To be done.
Give only the count of lines containing "that".

Source data.
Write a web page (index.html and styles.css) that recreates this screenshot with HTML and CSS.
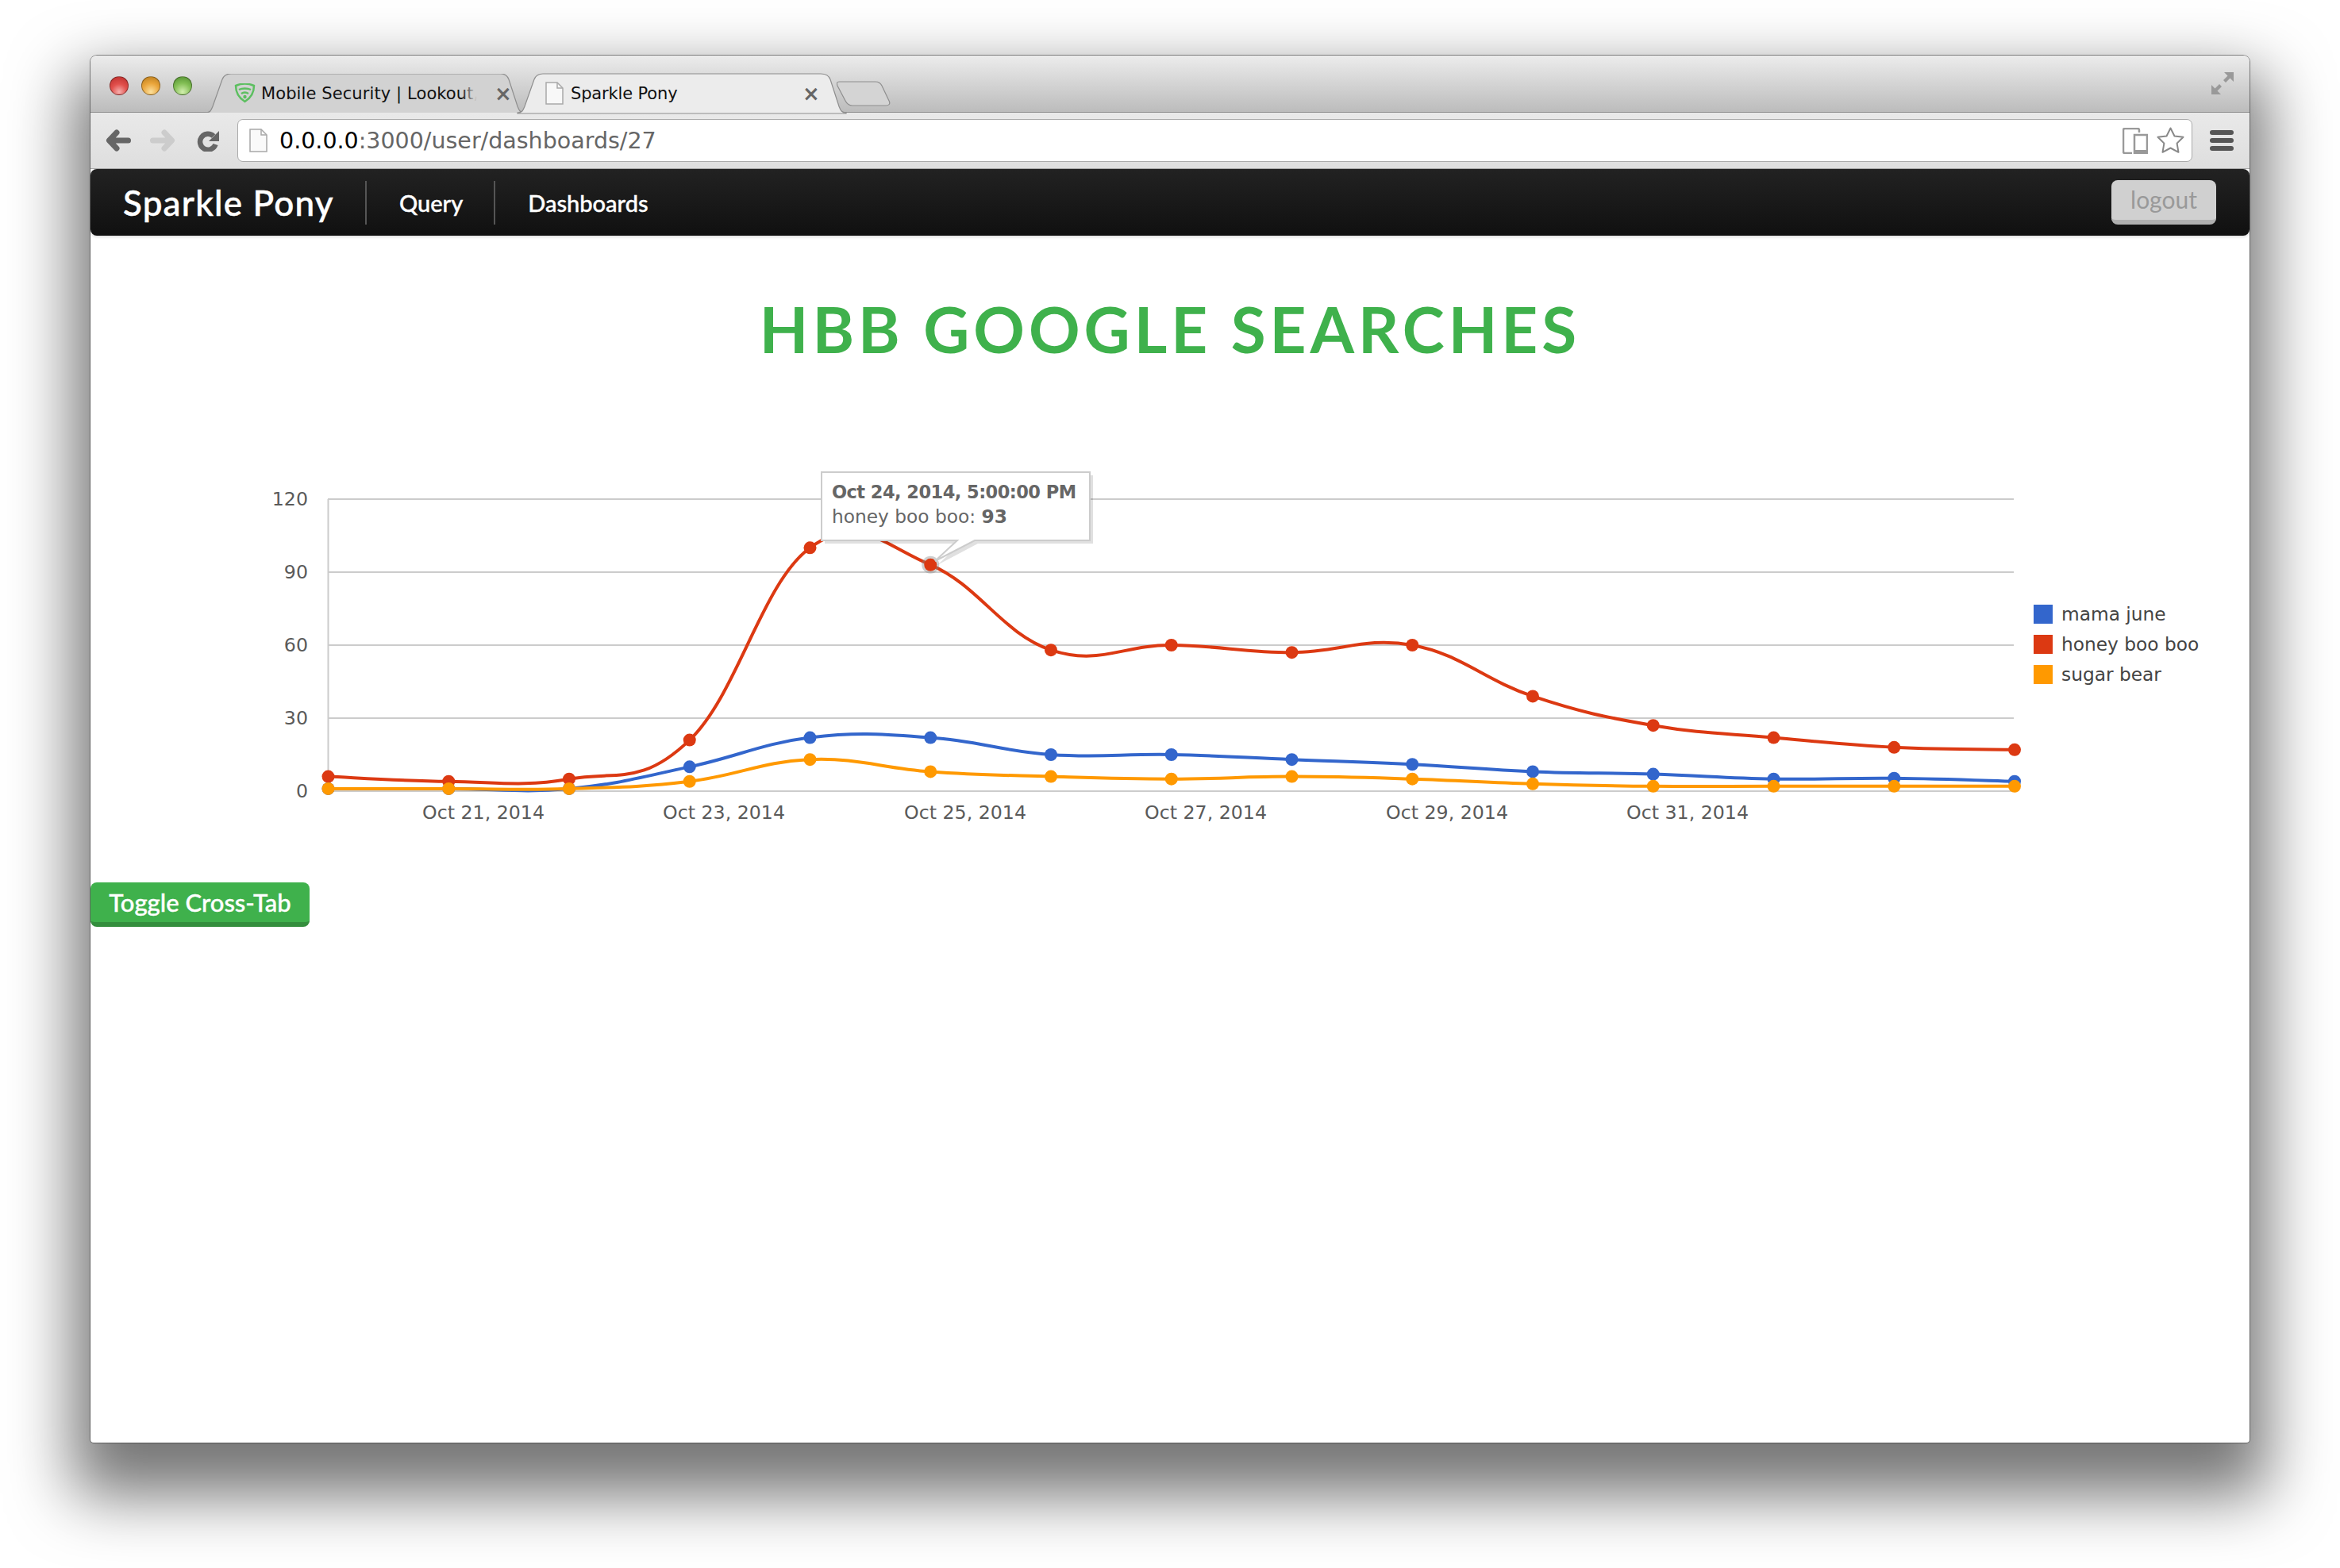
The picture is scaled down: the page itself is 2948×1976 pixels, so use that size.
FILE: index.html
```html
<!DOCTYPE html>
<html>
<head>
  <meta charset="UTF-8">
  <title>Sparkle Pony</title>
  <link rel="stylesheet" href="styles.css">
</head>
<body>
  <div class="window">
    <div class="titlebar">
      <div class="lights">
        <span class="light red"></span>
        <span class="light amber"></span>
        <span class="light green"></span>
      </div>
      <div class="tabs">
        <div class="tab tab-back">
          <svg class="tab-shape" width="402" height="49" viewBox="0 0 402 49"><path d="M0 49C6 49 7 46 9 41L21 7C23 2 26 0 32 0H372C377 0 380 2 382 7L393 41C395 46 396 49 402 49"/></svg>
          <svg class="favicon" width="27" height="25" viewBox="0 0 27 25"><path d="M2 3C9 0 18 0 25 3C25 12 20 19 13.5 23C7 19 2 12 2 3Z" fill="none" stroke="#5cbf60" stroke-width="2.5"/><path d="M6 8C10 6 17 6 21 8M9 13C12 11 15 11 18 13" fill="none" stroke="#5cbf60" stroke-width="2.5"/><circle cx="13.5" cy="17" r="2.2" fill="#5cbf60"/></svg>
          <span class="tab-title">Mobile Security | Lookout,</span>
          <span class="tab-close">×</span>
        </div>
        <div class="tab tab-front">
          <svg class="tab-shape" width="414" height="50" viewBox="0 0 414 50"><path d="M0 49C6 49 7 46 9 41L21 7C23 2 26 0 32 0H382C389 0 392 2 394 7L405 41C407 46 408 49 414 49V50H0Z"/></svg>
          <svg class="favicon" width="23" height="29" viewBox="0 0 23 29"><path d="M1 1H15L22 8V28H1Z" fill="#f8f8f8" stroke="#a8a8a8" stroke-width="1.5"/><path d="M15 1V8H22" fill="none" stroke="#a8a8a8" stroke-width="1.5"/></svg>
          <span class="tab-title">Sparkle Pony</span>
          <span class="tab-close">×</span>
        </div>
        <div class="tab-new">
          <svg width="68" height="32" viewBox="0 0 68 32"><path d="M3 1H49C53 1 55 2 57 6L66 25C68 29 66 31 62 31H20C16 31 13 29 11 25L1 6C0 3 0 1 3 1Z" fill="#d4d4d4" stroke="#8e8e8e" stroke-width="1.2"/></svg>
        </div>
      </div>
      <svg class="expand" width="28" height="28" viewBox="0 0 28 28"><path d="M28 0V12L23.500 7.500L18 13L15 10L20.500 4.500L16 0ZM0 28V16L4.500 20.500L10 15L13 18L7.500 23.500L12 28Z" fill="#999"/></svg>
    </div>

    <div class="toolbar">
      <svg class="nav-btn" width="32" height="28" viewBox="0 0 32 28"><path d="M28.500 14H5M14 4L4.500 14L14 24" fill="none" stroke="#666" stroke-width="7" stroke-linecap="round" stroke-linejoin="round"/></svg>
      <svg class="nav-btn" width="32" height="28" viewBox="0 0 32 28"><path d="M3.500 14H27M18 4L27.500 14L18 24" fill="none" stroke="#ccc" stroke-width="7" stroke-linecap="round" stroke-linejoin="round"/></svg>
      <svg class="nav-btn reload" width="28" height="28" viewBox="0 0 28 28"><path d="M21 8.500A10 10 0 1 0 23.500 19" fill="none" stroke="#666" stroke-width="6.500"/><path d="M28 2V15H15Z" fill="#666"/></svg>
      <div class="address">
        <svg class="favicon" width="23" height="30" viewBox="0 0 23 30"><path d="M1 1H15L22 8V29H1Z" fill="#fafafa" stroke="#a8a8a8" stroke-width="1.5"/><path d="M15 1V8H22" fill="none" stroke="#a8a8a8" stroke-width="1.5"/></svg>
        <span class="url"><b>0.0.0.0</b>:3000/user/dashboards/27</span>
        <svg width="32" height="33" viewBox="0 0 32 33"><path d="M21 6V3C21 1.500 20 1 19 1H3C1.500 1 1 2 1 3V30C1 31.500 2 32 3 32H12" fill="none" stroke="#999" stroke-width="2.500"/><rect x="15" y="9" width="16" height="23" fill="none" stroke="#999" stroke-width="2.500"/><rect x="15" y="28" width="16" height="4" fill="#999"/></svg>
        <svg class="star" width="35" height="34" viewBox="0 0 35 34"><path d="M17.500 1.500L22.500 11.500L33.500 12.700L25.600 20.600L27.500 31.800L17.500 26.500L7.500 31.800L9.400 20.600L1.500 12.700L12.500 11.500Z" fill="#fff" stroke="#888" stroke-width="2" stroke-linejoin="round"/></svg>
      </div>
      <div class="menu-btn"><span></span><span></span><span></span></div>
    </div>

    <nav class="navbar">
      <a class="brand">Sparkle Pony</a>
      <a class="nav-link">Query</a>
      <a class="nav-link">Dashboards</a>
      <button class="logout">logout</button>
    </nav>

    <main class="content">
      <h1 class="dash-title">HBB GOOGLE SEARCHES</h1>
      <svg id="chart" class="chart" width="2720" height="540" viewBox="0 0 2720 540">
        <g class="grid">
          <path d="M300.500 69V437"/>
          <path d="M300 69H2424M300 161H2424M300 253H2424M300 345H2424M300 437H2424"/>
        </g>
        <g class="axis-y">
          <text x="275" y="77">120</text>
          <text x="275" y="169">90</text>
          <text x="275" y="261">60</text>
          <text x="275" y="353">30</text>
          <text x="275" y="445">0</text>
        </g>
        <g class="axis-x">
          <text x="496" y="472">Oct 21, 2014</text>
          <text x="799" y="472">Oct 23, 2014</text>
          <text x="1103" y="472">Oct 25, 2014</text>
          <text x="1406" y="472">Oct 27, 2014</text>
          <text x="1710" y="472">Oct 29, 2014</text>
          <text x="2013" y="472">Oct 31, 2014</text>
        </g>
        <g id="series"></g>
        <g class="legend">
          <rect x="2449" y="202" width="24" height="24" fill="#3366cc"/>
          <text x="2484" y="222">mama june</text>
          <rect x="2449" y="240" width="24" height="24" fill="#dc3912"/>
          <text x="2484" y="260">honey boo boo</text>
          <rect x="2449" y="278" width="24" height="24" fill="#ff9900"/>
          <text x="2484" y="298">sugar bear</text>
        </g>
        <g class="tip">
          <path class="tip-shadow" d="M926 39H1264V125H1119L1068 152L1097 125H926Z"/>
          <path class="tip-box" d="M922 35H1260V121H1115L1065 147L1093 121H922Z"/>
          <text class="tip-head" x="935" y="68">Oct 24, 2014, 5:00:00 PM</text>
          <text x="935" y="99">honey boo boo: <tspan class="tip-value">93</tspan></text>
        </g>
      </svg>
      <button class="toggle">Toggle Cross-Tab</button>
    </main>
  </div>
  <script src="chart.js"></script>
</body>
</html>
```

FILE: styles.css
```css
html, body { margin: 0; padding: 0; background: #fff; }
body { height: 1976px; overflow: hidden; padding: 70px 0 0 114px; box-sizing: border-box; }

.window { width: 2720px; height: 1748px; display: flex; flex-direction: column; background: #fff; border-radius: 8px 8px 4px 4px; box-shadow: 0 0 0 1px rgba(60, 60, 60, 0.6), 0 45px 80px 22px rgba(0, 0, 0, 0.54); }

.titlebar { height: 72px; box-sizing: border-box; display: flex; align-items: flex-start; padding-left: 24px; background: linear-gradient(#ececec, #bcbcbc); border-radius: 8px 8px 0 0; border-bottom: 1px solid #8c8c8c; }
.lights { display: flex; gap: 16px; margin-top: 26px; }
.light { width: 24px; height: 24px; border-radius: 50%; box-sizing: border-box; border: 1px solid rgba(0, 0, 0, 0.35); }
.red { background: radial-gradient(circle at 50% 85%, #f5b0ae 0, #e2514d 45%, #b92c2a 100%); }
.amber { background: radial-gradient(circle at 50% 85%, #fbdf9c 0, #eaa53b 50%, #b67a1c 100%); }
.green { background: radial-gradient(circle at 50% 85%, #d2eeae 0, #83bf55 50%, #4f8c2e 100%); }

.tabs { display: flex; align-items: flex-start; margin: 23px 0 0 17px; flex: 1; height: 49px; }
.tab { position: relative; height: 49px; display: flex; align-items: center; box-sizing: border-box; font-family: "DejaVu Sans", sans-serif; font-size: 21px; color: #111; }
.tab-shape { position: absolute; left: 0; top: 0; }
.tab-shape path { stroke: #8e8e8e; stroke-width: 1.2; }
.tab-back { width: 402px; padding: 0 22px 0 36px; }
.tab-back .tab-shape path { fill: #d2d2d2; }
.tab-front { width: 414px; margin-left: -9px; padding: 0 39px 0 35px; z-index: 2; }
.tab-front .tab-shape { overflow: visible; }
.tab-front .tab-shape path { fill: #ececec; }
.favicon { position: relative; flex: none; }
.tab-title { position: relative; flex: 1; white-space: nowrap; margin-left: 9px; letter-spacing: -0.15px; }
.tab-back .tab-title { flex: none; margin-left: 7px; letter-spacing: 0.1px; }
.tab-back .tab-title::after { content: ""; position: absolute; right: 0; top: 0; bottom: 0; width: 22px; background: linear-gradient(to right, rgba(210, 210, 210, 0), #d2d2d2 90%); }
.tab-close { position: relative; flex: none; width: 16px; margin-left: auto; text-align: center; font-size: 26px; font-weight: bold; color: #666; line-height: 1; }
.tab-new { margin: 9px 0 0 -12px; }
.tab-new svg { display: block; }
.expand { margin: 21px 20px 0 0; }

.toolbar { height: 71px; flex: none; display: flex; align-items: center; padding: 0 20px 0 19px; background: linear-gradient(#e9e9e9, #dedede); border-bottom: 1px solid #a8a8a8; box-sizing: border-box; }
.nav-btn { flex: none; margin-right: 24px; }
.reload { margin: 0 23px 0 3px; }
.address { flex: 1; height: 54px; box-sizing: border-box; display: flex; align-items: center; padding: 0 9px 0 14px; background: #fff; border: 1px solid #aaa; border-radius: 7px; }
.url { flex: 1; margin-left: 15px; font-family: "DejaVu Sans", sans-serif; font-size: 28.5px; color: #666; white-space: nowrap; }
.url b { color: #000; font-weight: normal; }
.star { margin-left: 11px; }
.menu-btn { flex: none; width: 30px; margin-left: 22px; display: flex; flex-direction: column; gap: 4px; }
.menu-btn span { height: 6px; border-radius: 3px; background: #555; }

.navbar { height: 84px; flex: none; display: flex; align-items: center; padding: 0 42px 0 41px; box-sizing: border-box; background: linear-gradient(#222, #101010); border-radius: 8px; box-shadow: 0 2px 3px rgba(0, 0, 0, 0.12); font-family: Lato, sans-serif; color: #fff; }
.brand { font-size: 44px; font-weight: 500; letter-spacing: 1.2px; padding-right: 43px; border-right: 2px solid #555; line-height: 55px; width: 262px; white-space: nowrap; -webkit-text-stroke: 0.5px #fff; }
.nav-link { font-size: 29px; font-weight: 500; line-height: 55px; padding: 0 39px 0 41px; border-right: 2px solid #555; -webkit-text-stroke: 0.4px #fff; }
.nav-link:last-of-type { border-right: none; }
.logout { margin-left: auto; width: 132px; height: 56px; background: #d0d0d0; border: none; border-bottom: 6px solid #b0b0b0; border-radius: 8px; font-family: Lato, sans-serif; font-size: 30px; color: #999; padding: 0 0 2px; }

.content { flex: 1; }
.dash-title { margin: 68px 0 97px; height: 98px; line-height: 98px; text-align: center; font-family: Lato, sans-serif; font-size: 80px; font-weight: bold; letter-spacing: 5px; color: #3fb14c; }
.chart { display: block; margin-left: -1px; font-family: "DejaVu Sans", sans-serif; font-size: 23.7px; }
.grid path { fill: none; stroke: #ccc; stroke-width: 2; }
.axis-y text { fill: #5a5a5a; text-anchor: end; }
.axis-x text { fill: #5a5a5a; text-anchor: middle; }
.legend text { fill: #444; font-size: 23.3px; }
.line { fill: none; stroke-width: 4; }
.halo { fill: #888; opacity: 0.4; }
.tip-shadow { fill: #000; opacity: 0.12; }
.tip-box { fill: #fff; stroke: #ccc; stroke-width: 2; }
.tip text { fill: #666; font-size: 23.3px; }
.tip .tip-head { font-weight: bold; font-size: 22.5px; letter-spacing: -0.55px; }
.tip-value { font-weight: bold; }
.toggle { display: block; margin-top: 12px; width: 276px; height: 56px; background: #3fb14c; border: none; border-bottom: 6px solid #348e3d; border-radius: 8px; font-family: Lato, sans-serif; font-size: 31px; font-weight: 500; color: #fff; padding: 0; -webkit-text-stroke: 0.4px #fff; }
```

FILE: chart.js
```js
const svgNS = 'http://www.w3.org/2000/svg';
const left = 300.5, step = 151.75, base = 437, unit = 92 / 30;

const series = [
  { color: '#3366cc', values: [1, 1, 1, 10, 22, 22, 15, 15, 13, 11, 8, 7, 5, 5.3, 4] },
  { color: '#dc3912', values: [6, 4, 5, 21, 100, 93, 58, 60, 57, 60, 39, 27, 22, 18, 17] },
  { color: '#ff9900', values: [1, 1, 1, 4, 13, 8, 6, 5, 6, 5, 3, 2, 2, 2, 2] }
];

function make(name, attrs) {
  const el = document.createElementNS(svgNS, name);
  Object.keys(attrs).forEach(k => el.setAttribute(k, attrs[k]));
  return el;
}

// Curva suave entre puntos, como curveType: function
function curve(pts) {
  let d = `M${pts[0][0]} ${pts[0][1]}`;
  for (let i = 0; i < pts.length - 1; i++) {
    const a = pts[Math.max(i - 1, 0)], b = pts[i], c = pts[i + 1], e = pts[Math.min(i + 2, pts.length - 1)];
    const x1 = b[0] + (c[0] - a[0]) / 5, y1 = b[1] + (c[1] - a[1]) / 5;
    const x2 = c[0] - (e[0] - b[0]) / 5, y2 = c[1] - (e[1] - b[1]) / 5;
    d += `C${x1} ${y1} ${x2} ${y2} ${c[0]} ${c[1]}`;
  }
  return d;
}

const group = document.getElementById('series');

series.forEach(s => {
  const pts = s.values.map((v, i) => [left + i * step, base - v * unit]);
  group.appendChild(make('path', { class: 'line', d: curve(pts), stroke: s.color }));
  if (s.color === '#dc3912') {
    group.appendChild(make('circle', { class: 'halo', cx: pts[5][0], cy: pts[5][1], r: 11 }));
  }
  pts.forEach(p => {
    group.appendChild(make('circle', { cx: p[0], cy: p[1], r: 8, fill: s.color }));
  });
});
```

Task output.
2